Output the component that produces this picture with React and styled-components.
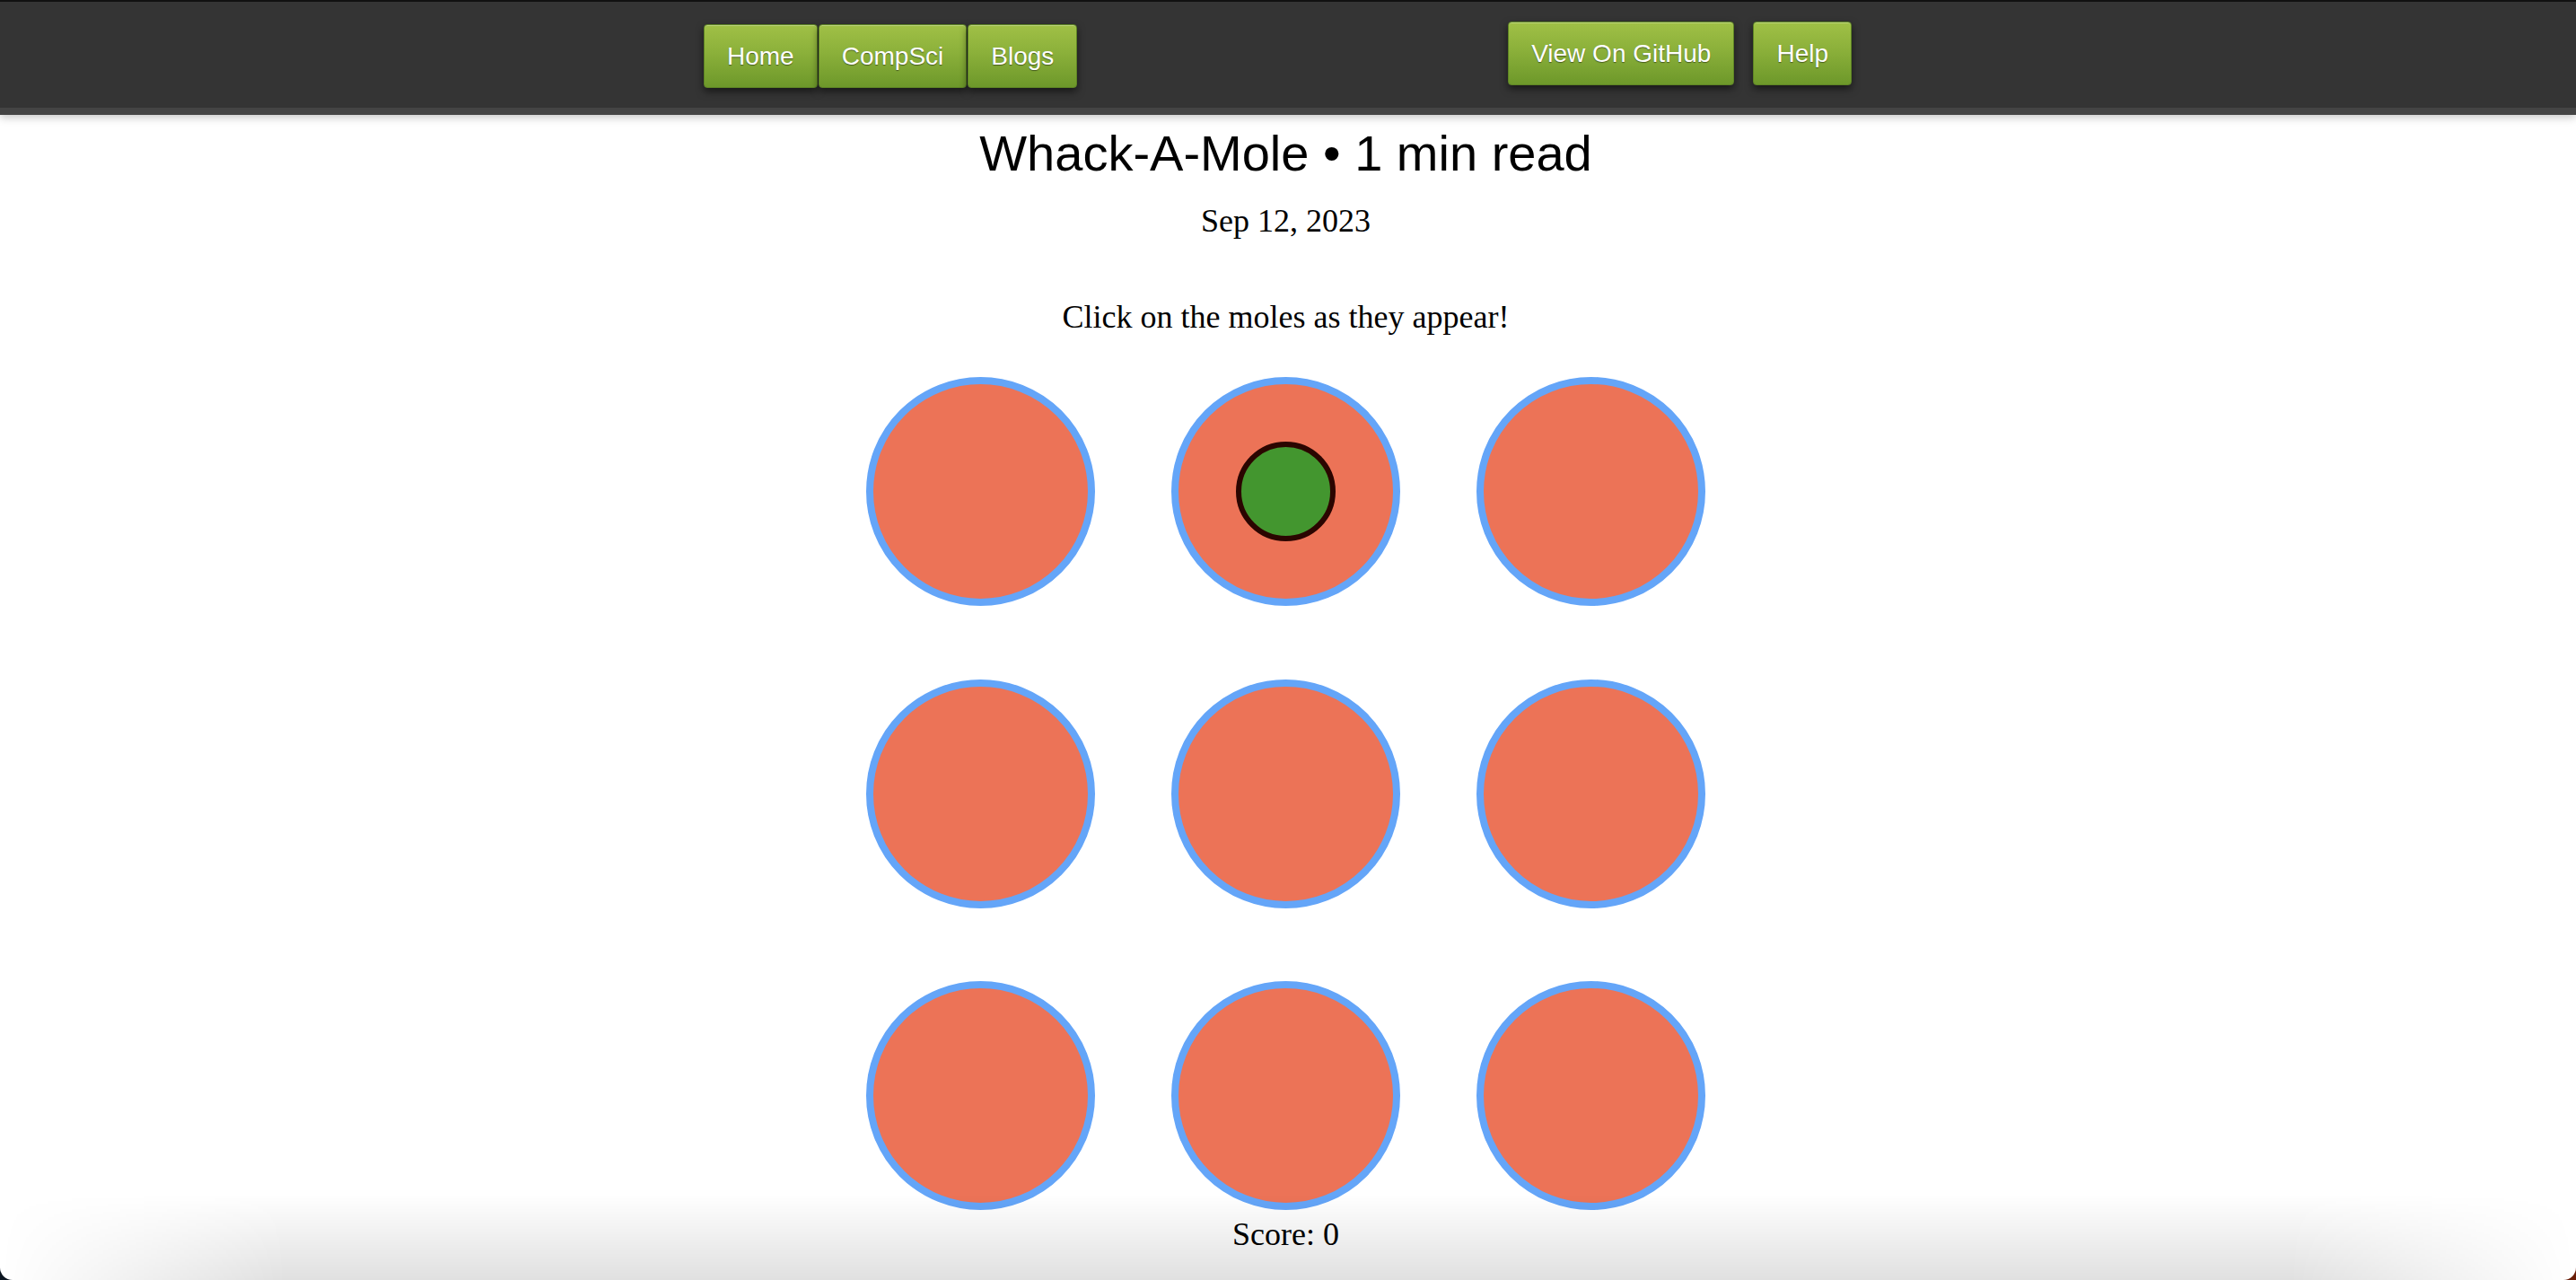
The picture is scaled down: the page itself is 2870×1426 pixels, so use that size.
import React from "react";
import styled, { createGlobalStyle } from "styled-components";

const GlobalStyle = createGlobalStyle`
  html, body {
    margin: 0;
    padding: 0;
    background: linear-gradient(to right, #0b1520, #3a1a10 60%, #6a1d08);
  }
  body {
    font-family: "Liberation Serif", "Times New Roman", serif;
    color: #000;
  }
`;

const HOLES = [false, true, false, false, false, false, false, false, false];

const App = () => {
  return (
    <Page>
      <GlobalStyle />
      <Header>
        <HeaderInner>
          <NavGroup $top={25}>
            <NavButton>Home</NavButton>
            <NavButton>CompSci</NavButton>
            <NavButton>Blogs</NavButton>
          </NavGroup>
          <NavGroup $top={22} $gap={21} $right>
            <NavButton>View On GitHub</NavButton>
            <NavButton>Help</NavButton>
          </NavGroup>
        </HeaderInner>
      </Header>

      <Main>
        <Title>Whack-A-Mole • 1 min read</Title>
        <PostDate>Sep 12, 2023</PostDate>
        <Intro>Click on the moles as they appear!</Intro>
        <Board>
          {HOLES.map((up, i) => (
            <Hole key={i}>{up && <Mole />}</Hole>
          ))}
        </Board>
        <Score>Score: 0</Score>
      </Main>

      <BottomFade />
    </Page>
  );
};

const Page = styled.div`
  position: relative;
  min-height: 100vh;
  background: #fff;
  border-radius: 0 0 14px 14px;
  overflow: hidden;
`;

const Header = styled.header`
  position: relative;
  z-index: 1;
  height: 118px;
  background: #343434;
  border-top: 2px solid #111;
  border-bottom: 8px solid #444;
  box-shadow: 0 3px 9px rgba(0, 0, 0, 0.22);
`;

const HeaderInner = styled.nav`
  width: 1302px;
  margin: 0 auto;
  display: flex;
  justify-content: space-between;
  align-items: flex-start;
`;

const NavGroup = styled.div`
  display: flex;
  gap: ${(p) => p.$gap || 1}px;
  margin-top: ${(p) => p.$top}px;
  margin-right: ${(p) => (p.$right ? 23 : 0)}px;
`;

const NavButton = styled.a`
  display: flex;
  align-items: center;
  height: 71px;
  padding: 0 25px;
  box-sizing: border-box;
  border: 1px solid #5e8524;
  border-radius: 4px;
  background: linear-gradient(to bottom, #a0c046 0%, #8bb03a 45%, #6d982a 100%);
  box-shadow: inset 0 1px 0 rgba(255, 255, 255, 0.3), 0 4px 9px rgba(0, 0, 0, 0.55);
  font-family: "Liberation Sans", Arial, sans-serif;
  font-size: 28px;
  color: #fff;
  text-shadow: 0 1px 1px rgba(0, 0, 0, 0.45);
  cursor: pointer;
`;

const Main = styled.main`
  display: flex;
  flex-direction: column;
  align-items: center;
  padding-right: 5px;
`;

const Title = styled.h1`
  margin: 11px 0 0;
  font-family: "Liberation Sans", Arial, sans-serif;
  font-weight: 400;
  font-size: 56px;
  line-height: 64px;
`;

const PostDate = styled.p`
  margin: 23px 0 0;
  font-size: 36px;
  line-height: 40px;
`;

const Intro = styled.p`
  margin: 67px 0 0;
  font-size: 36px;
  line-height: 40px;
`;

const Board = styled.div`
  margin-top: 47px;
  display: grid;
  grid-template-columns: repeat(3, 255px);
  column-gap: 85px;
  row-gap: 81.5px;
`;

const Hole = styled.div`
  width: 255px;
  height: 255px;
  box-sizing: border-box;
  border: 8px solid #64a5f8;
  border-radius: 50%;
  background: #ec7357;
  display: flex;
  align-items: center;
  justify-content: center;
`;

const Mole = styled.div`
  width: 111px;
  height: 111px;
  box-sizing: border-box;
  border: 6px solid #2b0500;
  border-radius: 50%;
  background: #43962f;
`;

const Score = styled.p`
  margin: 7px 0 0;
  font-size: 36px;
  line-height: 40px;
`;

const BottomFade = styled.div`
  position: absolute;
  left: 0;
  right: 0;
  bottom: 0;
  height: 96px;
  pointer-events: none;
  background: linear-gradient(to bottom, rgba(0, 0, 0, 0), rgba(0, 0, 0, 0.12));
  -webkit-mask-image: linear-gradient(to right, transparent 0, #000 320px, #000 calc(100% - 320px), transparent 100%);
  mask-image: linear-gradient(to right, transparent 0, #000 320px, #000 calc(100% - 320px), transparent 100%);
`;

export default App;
----
Repeat the listing above exactly from its first line to the line containing "false, false, false];", both included, and omit the pictures.

WORKED SOLUTION:
Output the component that produces this picture with React and styled-components.
The picture is scaled down: the page itself is 2870×1426 pixels, so use that size.
import React from "react";
import styled, { createGlobalStyle } from "styled-components";

const GlobalStyle = createGlobalStyle`
  html, body {
    margin: 0;
    padding: 0;
    background: linear-gradient(to right, #0b1520, #3a1a10 60%, #6a1d08);
  }
  body {
    font-family: "Liberation Serif", "Times New Roman", serif;
    color: #000;
  }
`;

const HOLES = [false, true, false, false, false, false, false, false, false];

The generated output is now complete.